When finally even a doctor said that my cholesterol was high and that I was not all that fit, it seemed time to stop wallowing in misery, candy, and ketchup and to take control of myself. The second ginormous shock came on the day I went down into plank position to do a pushup. I went down but couldn’t come back up no matter how I struggled. I had never not been able to do a pushup, and being able to do them always signaled self-sufficiency and masculinity to me. Men were expected to be able to do pushups, even if women were not. That I had grown too heavy and/or had become too weak to accomplish a single pushup was a blow to my masculine ego. To find that I couldn’t lift my weight off the floor made me feel like a floppy, flabby seal.

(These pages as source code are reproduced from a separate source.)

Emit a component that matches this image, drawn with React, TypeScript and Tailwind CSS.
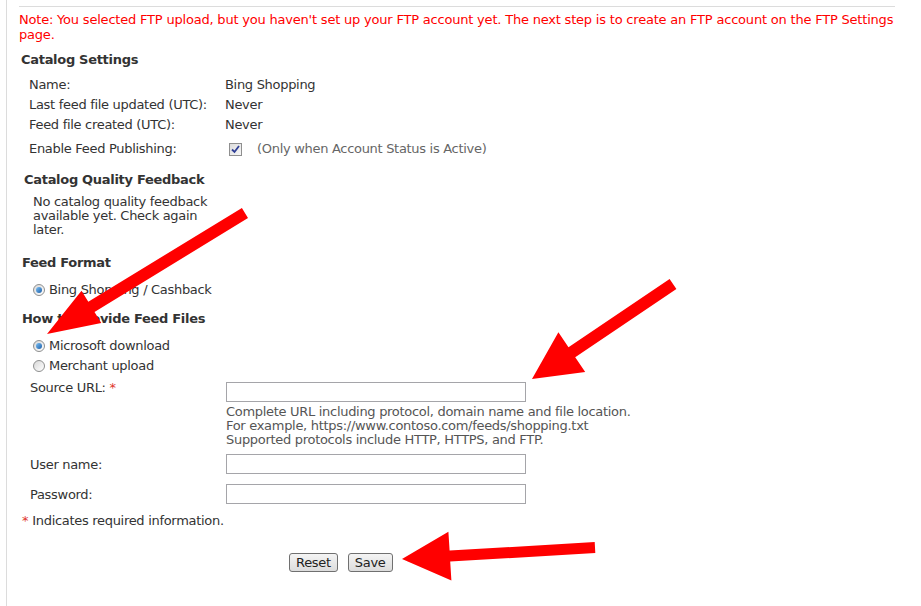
import React from "react";

const Radio = ({ checked }: { checked?: boolean }) => (
  <span className="w-[12px] h-[12px] rounded-full border border-[#8e8f8f] bg-gradient-to-br from-[#d8d8d8] to-[#ffffff] flex items-center justify-center shrink-0">
    {checked && (
      <span className="w-[6px] h-[6px] rounded-full bg-gradient-to-br from-[#7cc0f4] to-[#1b5fa8]" />
    )}
  </span>
);

const CheckBox = () => (
  <span className="w-[13px] h-[13px] border border-[#8f8f8f] bg-gradient-to-br from-[#dcdcdc] to-[#f7f7f7] flex items-center justify-center">
    <svg width="9" height="9" viewBox="0 0 9 9">
      <path d="M1 4.5 L3.5 7 L8 1" fill="none" stroke="#2f3f96" strokeWidth="1.8" />
    </svg>
  </span>
);

const TextBox = () => (
  <input
    type="text"
    className="w-[300px] h-[20px] border border-[#a5a5a9] bg-white outline-none px-1"
  />
);

const Btn = ({ label }: { label: string }) => (
  <button className="h-[19px] px-[6px] rounded-[3px] border border-[#707070] bg-gradient-to-b from-[#f4f4f4] to-[#dcdcdc] text-[13px] leading-none text-[#222]">
    {label}
  </button>
);

const Arrows = () => (
  <svg
    className="absolute left-0 top-0 pointer-events-none"
    width="921"
    height="606"
    viewBox="0 0 921 606"
  >
    <polygon
      fill="#ff0000"
      points="248,218 94.5,312 101.3,323 47,334 81.5,290.7 88.3,301.8 241.9,207.9"
    />
    <polygon
      fill="#ff0000"
      points="676.4,289 575.2,357.2 585.2,372.1 532,379 558.4,332.3 568.5,347.2 669.6,279"
    />
    <polygon
      fill="#ff0000"
      points="595.3,553 450.2,561.6 451.4,580.6 402,559 448.4,531.7 449.6,550.6 594.7,542"
    />
  </svg>
);

export default function App() {
  return (
    <div className="relative w-[921px] h-[606px] overflow-hidden bg-white font-['DejaVu_Sans',sans-serif] text-[13px] tracking-[-0.3px] text-[#333]">
      <div className="flex h-full pl-[6px]">
        <div className="h-full border-l border-[#dcdcdc] pl-[12px]">
          <div className="mt-[6px] w-[876px] border-t border-[#dcdcdc]" />

          {/* note */}
          <p className="mt-[5px] w-[880px] leading-[15px] tracking-[-0.2px] text-[#ff0000]">
            Note: You selected FTP upload, but you haven't set up your FTP account yet. The next
            step is to create an FTP account on the FTP Settings page.
          </p>

          {/* catalog settings */}
          <h3 className="mt-[8px] ml-[2px] h-[20px] flex items-center font-bold">
            Catalog Settings
          </h3>
          <div className="mt-[5px] pl-[10px] grid grid-cols-[196px_1fr]">
            <div className="h-[20px] flex items-center">Name:</div>
            <div className="h-[20px] flex items-center">Bing Shopping</div>
            <div className="h-[20px] flex items-center">Last feed file updated (UTC):</div>
            <div className="h-[20px] flex items-center">Never</div>
            <div className="h-[20px] flex items-center">Feed file created (UTC):</div>
            <div className="h-[20px] flex items-center">Never</div>
            <div className="h-[28px] flex items-center">Enable Feed Publishing:</div>
            <div className="h-[28px] flex items-center gap-[15px] pl-[4px]">
              <CheckBox />
              <span className="text-[#666]">(Only when Account Status is Active)</span>
            </div>
          </div>

          {/* quality feedback */}
          <h3 className="mt-[7px] ml-[5px] h-[20px] flex items-center font-bold">
            Catalog Quality Feedback
          </h3>
          <p className="mt-[5px] ml-[14px] leading-[14px]">
            No catalog quality feedback
            <br />
            available yet. Check again
            <br />
            later.
          </p>

          {/* feed format */}
          <h3 className="mt-[16px] ml-[3px] h-[20px] flex items-center font-bold">Feed Format</h3>
          <label className="mt-[7px] ml-[14px] h-[20px] flex items-center gap-[4px]">
            <Radio checked />
            <span>Bing Shopping / Cashback</span>
          </label>

          <h3 className="mt-[9px] ml-[3px] h-[20px] flex items-center font-bold">
            How to Provide Feed Files
          </h3>
          <label className="mt-[7px] ml-[14px] h-[20px] flex items-center gap-[4px]">
            <Radio checked />
            <span>Microsoft download</span>
          </label>
          <label className="ml-[14px] h-[20px] flex items-center gap-[4px]">
            <Radio />
            <span>Merchant upload</span>
          </label>

          {/* source */}
          <div className="mt-[5px] pl-[11px] grid grid-cols-[196px_1fr]">
            <div className="leading-[14px]">
              Source URL: <span className="text-[#e0362c]">*</span>
            </div>
            <div className="pt-[1px]">
              <TextBox />
              <p className="mt-[3px] leading-[14px] text-[#555]">
                Complete URL including protocol, domain name and file location.
                <br />
                For example, https://www.contoso.com/feeds/shopping.txt
                <br />
                Supported protocols include HTTP, HTTPS, and FTP.
              </p>
            </div>

            <div className="mt-[7px] h-[20px] pt-[2px] flex items-center">User name:</div>
            <div className="mt-[7px]">
              <TextBox />
            </div>
            <div className="mt-[10px] h-[20px] pt-[2px] flex items-center">Password:</div>
            <div className="mt-[10px]">
              <TextBox />
            </div>
          </div>

          <p className="mt-[7px] ml-[3px] h-[20px] flex items-center">
            <span className="text-[#e0362c] mr-[4px]">*</span>Indicates required information.
          </p>

          <div className="mt-[22px] ml-[270px] flex gap-[10px]">
            <Btn label="Reset" />
            <Btn label="Save" />
          </div>
        </div>
      </div>
      <Arrows />
    </div>
  );
}
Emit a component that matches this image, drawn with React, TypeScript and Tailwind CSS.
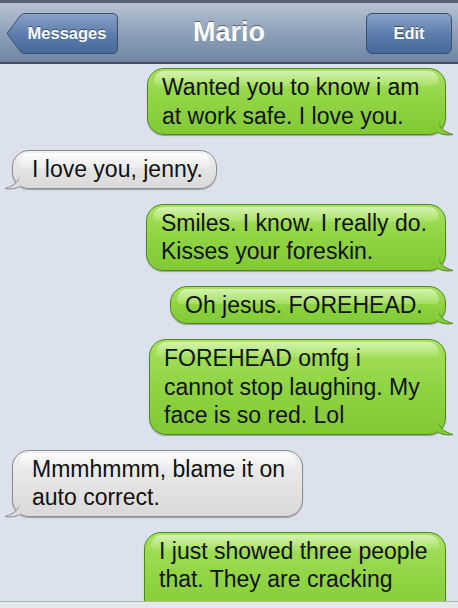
import React from 'react';

type Msg = { from: 'me' | 'them'; w: number; lines: string[] };

const messages: Msg[] = [
  { from: 'me', w: 299, lines: ['Wanted you to know i am', 'at work safe. I love you.'] },
  { from: 'them', w: 205, lines: ['I love you, jenny.'] },
  { from: 'me', w: 300, lines: ['Smiles. I know. I really do.', 'Kisses your foreskin.'] },
  { from: 'me', w: 276, lines: ['Oh jesus. FOREHEAD.'] },
  { from: 'me', w: 297, lines: ['FOREHEAD omfg i', 'cannot stop laughing. My', 'face is so red. Lol'] },
  { from: 'them', w: 291, lines: ['Mmmhmmm, blame it on', 'auto correct.'] },
  { from: 'me', w: 302, lines: ['I just showed three people', 'that. They are cracking', 'up.'] },
];

function Tail({ side }: { side: 'me' | 'them' }) {
  const fill = side === 'me' ? '#85cc3a' : '#dcdcdc';
  const stroke = side === 'me' ? '#4d8a1c' : '#8d8d8d';
  return (
    <svg
      width="16"
      height="14"
      viewBox="0 0 16 14"
      className={side === 'me' ? 'absolute -right-[9px] bottom-[-2px]' : 'absolute -left-[9px] bottom-[-2px] -scale-x-100'}
    >
      <path d="M0 0 C2 6 6 10 15 12.5 C10 13.5 5 13 0 10.5 Z" fill={fill} stroke={stroke} strokeWidth="1" />
      <path d="M0 0.5 L1 10.5" stroke={fill} strokeWidth="2" />
    </svg>
  );
}

function Bubble({ m }: { m: Msg }) {
  const me = m.from === 'me';
  return (
    <div
      style={{ width: m.w }}
      className={
        me
          ? 'relative ml-auto mr-[12px] rounded-[17px] border border-[#4d8a1c] bg-linear-to-b from-[#a8e25e] via-[#8fd442] to-[#82c936] pl-[14px] pr-[6px] py-[4px] shadow-[0_1px_1px_rgba(0,0,0,0.3)]'
          : 'relative ml-[12px] rounded-[17px] border border-[#8d8d8d] bg-linear-to-b from-[#f2f2f2] via-[#e4e4e4] to-[#d9d9d9] pl-[19px] pr-[6px] py-[4px] shadow-[0_1px_1px_rgba(0,0,0,0.3)]'
      }
    >
      <div
        className={
          me
            ? 'absolute left-[6px] right-[6px] top-[2px] h-[15px] rounded-t-[14px] rounded-b-[6px] bg-linear-to-b from-[#e0f7c2] to-[#a9e163] opacity-80'
            : 'absolute left-[6px] right-[6px] top-[2px] h-[15px] rounded-t-[14px] rounded-b-[6px] bg-linear-to-b from-white to-[#ececec] opacity-90'
        }
      />
      <Tail side={m.from} />
      <p className="relative text-[23px] leading-[28.5px] text-[#111] whitespace-nowrap">
        {m.lines.map((l, i) => (
          <React.Fragment key={i}>
            {l}
            {i < m.lines.length - 1 && <br />}
          </React.Fragment>
        ))}
      </p>
    </div>
  );
}

export default function App() {
  return (
    <div className="w-[458px] h-[608px] flex flex-col overflow-hidden font-['Liberation_Sans',Arial,sans-serif] bg-[#dbe2ed]">
      <header className="h-[64px] shrink-0 flex items-center px-[6px] border-t-[3px] border-t-[#556275] border-b-2 border-b-[#3f4c60] bg-linear-to-b from-[#b8c3d2] via-[#8fa1b9] to-[#6f85a3]">
        <div className="flex-1 flex">
          <div className="relative w-[112px] h-[41px] flex items-center justify-center pl-[10px] mt-[1px]">
            <svg width="112" height="41" viewBox="0 0 112 41" className="absolute inset-0">
              <defs>
                <linearGradient id="bk" x1="0" y1="0" x2="0" y2="1">
                  <stop offset="0" stopColor="#8aa3c7" />
                  <stop offset="0.5" stopColor="#5d7eac" />
                  <stop offset="1" stopColor="#46699b" />
                </linearGradient>
              </defs>
              <path
                d="M1 20.5 L14 3 Q16 0.5 19 0.5 L106 0.5 Q111.5 0.5 111.5 6 L111.5 35 Q111.5 40.5 106 40.5 L19 40.5 Q16 40.5 14 38 Z"
                fill="url(#bk)"
                stroke="#3a4e6d"
              />
            </svg>
            <span className="relative text-white font-bold text-[16.5px] [text-shadow:0_-1px_0_rgba(0,0,0,0.45)]">Messages</span>
          </div>
        </div>
        <h1 className="text-white font-bold text-[27px] leading-none [text-shadow:0_-1px_0_rgba(0,0,0,0.45)]">Mario</h1>
        <div className="flex-1 flex justify-end">
          <div className="w-[86px] h-[41px] mt-[1px] rounded-[6px] border border-[#3a4e6d] bg-linear-to-b from-[#8aa3c7] via-[#5d7eac] to-[#46699b] flex items-center justify-center">
            <span className="text-white font-bold text-[16.5px] [text-shadow:0_-1px_0_rgba(0,0,0,0.45)]">Edit</span>
          </div>
        </div>
      </header>
      <main className="flex-1 overflow-hidden flex flex-col gap-[15px] pt-[4px]">
        {messages.map((m, i) => (
          <Bubble key={i} m={m} />
        ))}
      </main>
      <div className="h-[7px] shrink-0 border-t border-[#aeb3ba] bg-[#e6e8ec]" />
    </div>
  );
}
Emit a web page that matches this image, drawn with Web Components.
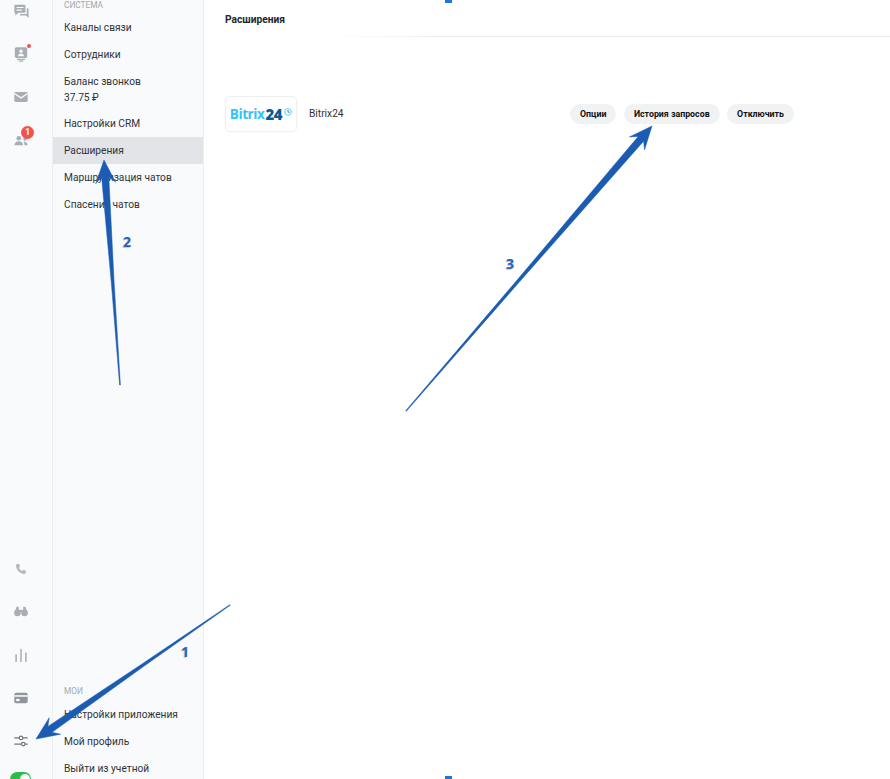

This new feminine look was simply not me. I needed my boyish figure back!

In Sesame Street-ese, my letter for the year became E. E as in “Eating” and E as in “Exercising.” In my mind now Eating was to be forever deemed E as in “Evil.” And Exercising became E as in “Extreme.” All effort went into exercise in order to mold, erase, and punish my body. Given my personality, it wasn’t hard for me to overdo it. I stopped going out with friends, and instead came home every evening after work to exercise. Not being able to do that single pushup had been emotionally distressing. But now I had a physical challenge and a goal to reach. I felt purposeful and less lost. It took quite a while for me to again be able to do a full plank pushup, but the build-up process was wonderfully satisfying. I incrementally increased the goal: do 5; now do 10; ok, do 15; 20; now do 2 sets of 20.

As exercising ramped up, eating had to be curtailed. I didn’t want to feed the hedonist anymore. She had been eating too much dough and spending too much of it, too. I wanted to put a stop to my self-indulgent eating and spending habits. Such hedonistic behavior needed to be punished. Nothing good had come of it. Pretty soon my obsession with [not] eating and [not] spending money joined my obsession with working out. So I started punishing myself on an extreme dieting and budgeting bender while working out incessantly. I was putting my life in order. Yeah, right.